Boot the device you want to install Arch Linux on

If it’s not booting, check if:

Secure Boot is disabled
Your device supports x86_64
You flashed the arch .iso correctly
The iso you downloaded isn’t corrupt (Check the SHA256 sum with sha256sum or, on Windows, with 7Zip by right clicking the file -> CRC SHA)

Initial Setup

You are now at the prompt:

root@archiso ~ #

When in doubt, also conduct the Arch Linux Installation Guide: https://wiki.archlinux.org/title/Installation_guide and the Arch Linux Wiki: https://wiki.archlinux.org

If you want to erase what previously was on the device/drive, use dd or shred for HDDs, hdparm for SATA SSDs, or nvme for NVMe SSDs.

For this tutorial, we will install Arch Linux on /dev/sda. Replace this with your drive name.

Disk Names of HDDs and SSds are called sda, sdb, sdc and so on. For NVMe SSDs, it’s nvme0n1, nvme0n2 and so on. They are device files, a special type of file. In Linux, everything is a file.

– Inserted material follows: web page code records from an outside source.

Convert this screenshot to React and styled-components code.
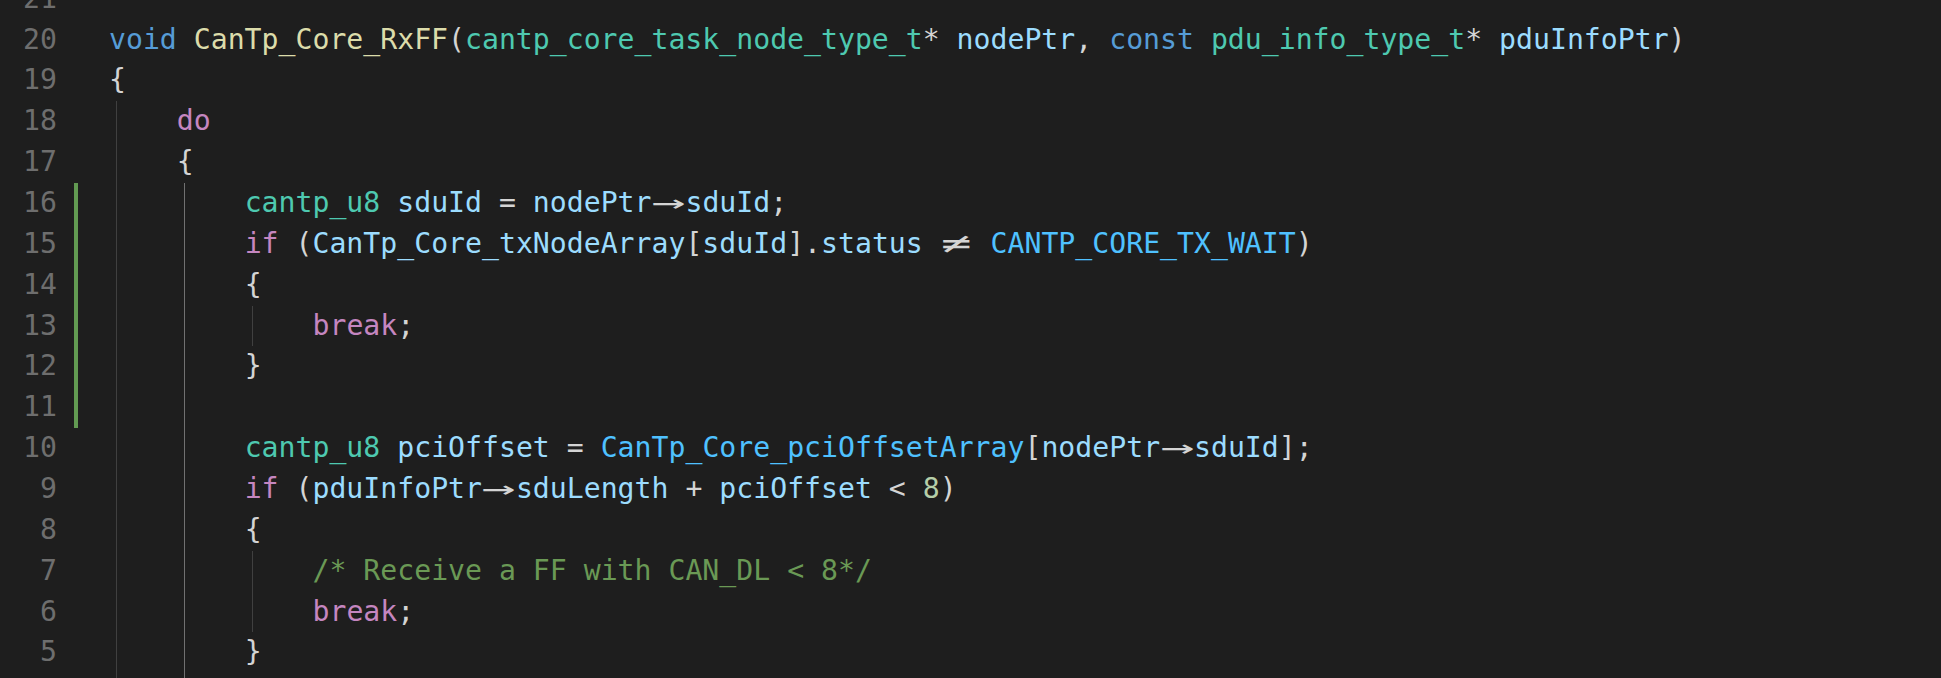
import React from "react";
import styled, { createGlobalStyle } from "styled-components";

const CW = 16.96; // character advance
const LH = 40.86; // line height

const Global = createGlobalStyle`
  html, body { margin: 0; padding: 0; background: #1e1e1e; }
  body { overflow: hidden; }
`;

const Editor = styled.div`
  width: 100vw;
  height: 100vh;
  overflow: hidden;
  background: #1e1e1e;
  font-family: "DejaVu Sans Mono", "Liberation Mono", monospace;
  font-size: 28.17px;
  color: #d4d4d4;
`;

const Lines = styled.div`
  margin-top: -21.3px;
  display: flex;
  flex-direction: column;
`;

const Line = styled.div`
  display: flex;
  height: ${LH}px;
  line-height: ${LH}px;
  white-space: pre;
`;

const LineNo = styled.div`
  width: 57px;
  flex: none;
  text-align: right;
  color: #6e6e6e;
`;

const Gutter = styled.div`
  width: 52px;
  flex: none;
  display: flex;
`;

const GitBar = styled.div`
  margin-left: 17px;
  width: 4px;
  background: ${(p) => (p.$on ? "#629a52" : "transparent")};
`;

const Code = styled.div`
  display: flex;
  flex: 1;
`;

const Indent = styled.div`
  flex: none;
  margin-left: 7px;
  width: ${4 * CW - 8}px;
  border-left: 1px solid ${(p) => (p.$active ? "#717171" : "#404040")};
`;

const Text = styled.span`
  white-space: pre;
`;

const palette = {
  kw: "#569cd6",
  ctrl: "#c586c0",
  fn: "#dcdcaa",
  type: "#4ec9b0",
  var: "#9cdcfe",
  glob: "#4fc1ff",
  num: "#b5cea8",
  com: "#6a9955",
  p: "#d4d4d4",
};

const Tok = styled.span`
  color: ${(p) => palette[p.$k] || palette.p};
`;

const Lig = styled.span`
  display: inline-block;
  width: ${2 * CW}px;
  text-align: center;
  color: #d4d4d4;
`;

const LigGlyph = styled.span`
  display: inline-block;
  transform: scaleX(${(p) => p.$sx});
`;

const arrow = (
  <Lig>
    <LigGlyph $sx={2}>→</LigGlyph>
  </Lig>
);
const neq = (
  <Lig>
    <LigGlyph $sx={1.8}>≠</LigGlyph>
  </Lig>
);

const T = (k, s) => <Tok $k={k}>{s}</Tok>;

const lines = [
  { n: 21, lvl: 0, c: null },
  {
    n: 20,
    lvl: 0,
    c: (
      <>
        {T("kw", "void")} {T("fn", "CanTp_Core_RxFF")}({T("type", "cantp_core_task_node_type_t")}* {T("var", "nodePtr")}, {T("kw", "const")} {T("type", "pdu_info_type_t")}* {T("var", "pduInfoPtr")})
      </>
    ),
  },
  { n: 19, lvl: 0, c: "{" },
  { n: 18, lvl: 1, c: T("ctrl", "do") },
  { n: 17, lvl: 1, c: "{" },
  {
    n: 16,
    lvl: 2,
    git: true,
    c: (
      <>
        {T("type", "cantp_u8")} {T("var", "sduId")} = {T("var", "nodePtr")}
        {arrow}
        {T("var", "sduId")};
      </>
    ),
  },
  {
    n: 15,
    lvl: 2,
    git: true,
    c: (
      <>
        {T("ctrl", "if")} ({T("var", "CanTp_Core_txNodeArray")}[{T("var", "sduId")}].{T("var", "status")} {neq} {T("glob", "CANTP_CORE_TX_WAIT")})
      </>
    ),
  },
  { n: 14, lvl: 2, git: true, c: "{" },
  { n: 13, lvl: 3, git: true, c: <>{T("ctrl", "break")};</> },
  { n: 12, lvl: 2, git: true, c: "}" },
  { n: 11, lvl: 2, git: true, c: null },
  {
    n: 10,
    lvl: 2,
    c: (
      <>
        {T("type", "cantp_u8")} {T("var", "pciOffset")} = {T("glob", "CanTp_Core_pciOffsetArray")}[{T("var", "nodePtr")}
        {arrow}
        {T("var", "sduId")}];
      </>
    ),
  },
  {
    n: 9,
    lvl: 2,
    c: (
      <>
        {T("ctrl", "if")} ({T("var", "pduInfoPtr")}
        {arrow}
        {T("var", "sduLength")} + {T("var", "pciOffset")} &lt; {T("num", "8")})
      </>
    ),
  },
  { n: 8, lvl: 2, c: "{" },
  { n: 7, lvl: 3, c: T("com", "/* Receive a FF with CAN_DL < 8*/") },
  { n: 6, lvl: 3, c: <>{T("ctrl", "break")};</> },
  { n: 5, lvl: 2, c: "}" },
  { n: 4, lvl: 2, c: null },
];

export default function App() {
  return (
    <>
      <Global />
      <Editor>
        <Lines>
          {lines.map((l) => (
            <Line key={l.n}>
              <LineNo>{l.n}</LineNo>
              <Gutter>
                <GitBar $on={!!l.git} />
              </Gutter>
              <Code>
                {Array.from({ length: l.lvl }).map((_, i) => (
                  <Indent key={i} $active={i === 1} />
                ))}
                {l.c !== null && <Text>{l.c}</Text>}
              </Code>
            </Line>
          ))}
        </Lines>
      </Editor>
    </>
  );
}
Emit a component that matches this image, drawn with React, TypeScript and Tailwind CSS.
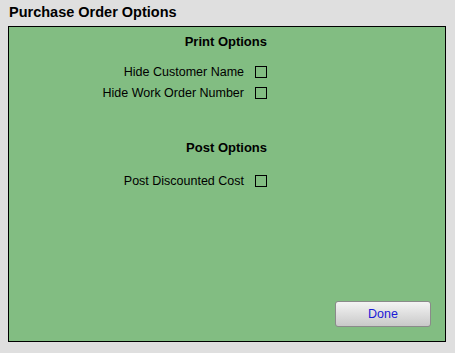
export default function App() {
  return (
    <div className="w-[455px] h-[353px] bg-[#dfdfdf] flex flex-col font-['Liberation_Sans',Arial,sans-serif] text-black">
      <div className="h-[26px] pl-[9px] pt-[4px] text-[14.5px] font-bold leading-[17px]">Purchase Order Options</div>
      <div className="mx-[8px] w-[438px] h-[316px] border border-black bg-[#82bd82] flex flex-col">
        <div className="w-[258px] flex flex-col items-end text-[12.5px] pt-[7px]">
          <div className="font-bold leading-[16px] text-[13px]">Print Options</div>
          <div className="mt-[16px] flex flex-col items-end gap-[9px]">
            <OptionRow label="Hide Customer Name" />
            <OptionRow label="Hide Work Order Number" />
          </div>
          <div className="mt-[41px] font-bold leading-[16px] text-[13px]">Post Options</div>
          <div className="mt-[19px]">
            <OptionRow label="Post Discounted Cost" />
          </div>
        </div>
        <div className="mt-auto flex justify-end pr-[14px] pb-[14px]">
          <button className="w-[96px] h-[26px] rounded-[3px] border border-[#8a8a8a] bg-gradient-to-b from-[#f4f4f4] to-[#c9c9c9] text-[12.5px] text-[#1a1ad6]">
            Done
          </button>
        </div>
      </div>
    </div>
  );
}

function OptionRow({ label }: { label: string }) {
  return (
    <div className="flex items-center gap-[11px] h-[12px]">
      <span className="leading-[14px]">{label}</span>
      <span className="w-[12px] h-[12px] border border-black" />
    </div>
  );
}
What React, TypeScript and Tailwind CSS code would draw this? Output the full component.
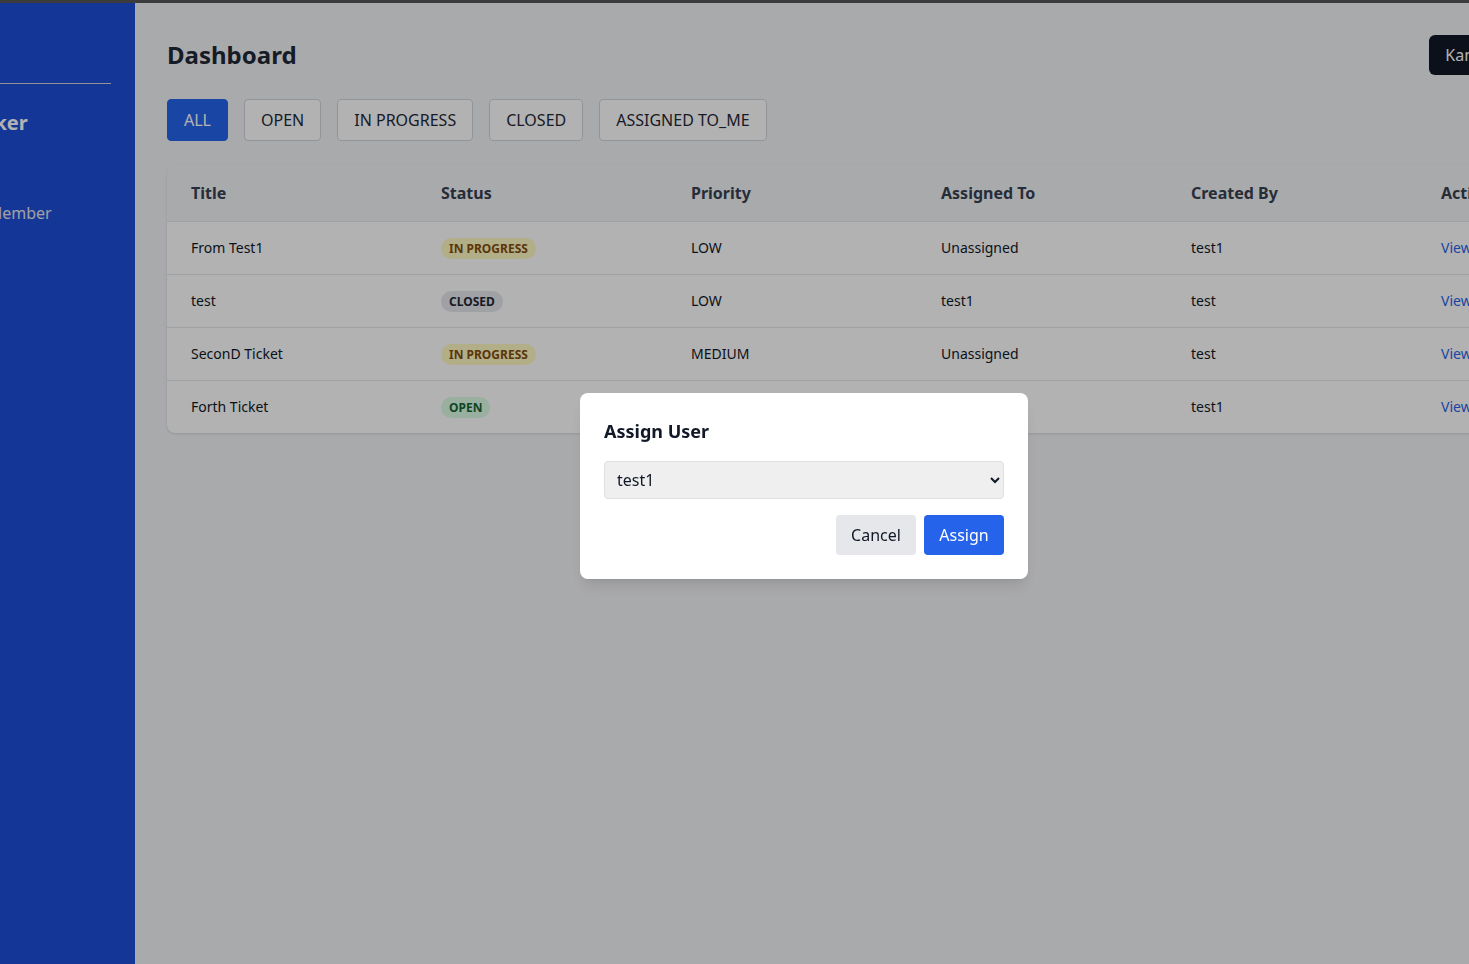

You might want to erase the Partition Table first. A Partition Table describes where which filesystem lies on a drive. You can wipe it with wipefs -a /dev/sda.

You might want to connect to Wi-Fi. To find out the name of the interface, type ip a and find the interface name (mostly wlan0). Use iwctl to connect:

root@archiso ~ # iwctl
[iwd]# station wlan0 scan
[iwd]# station wlan0 get-networks
[iwd]# station wlan0 connect <Network name from Table above>

Run ping archlinux.org to check connection. Press Ctrl-C to cancel (any) command.

Partition the Disk

I recommend cfdisk to partition, it uses a TUI (Text User Interface) and is easier to use than fdisk, gdisk or parted (Fun Fact: If you want to automate partitioning, parted is the ideal tool).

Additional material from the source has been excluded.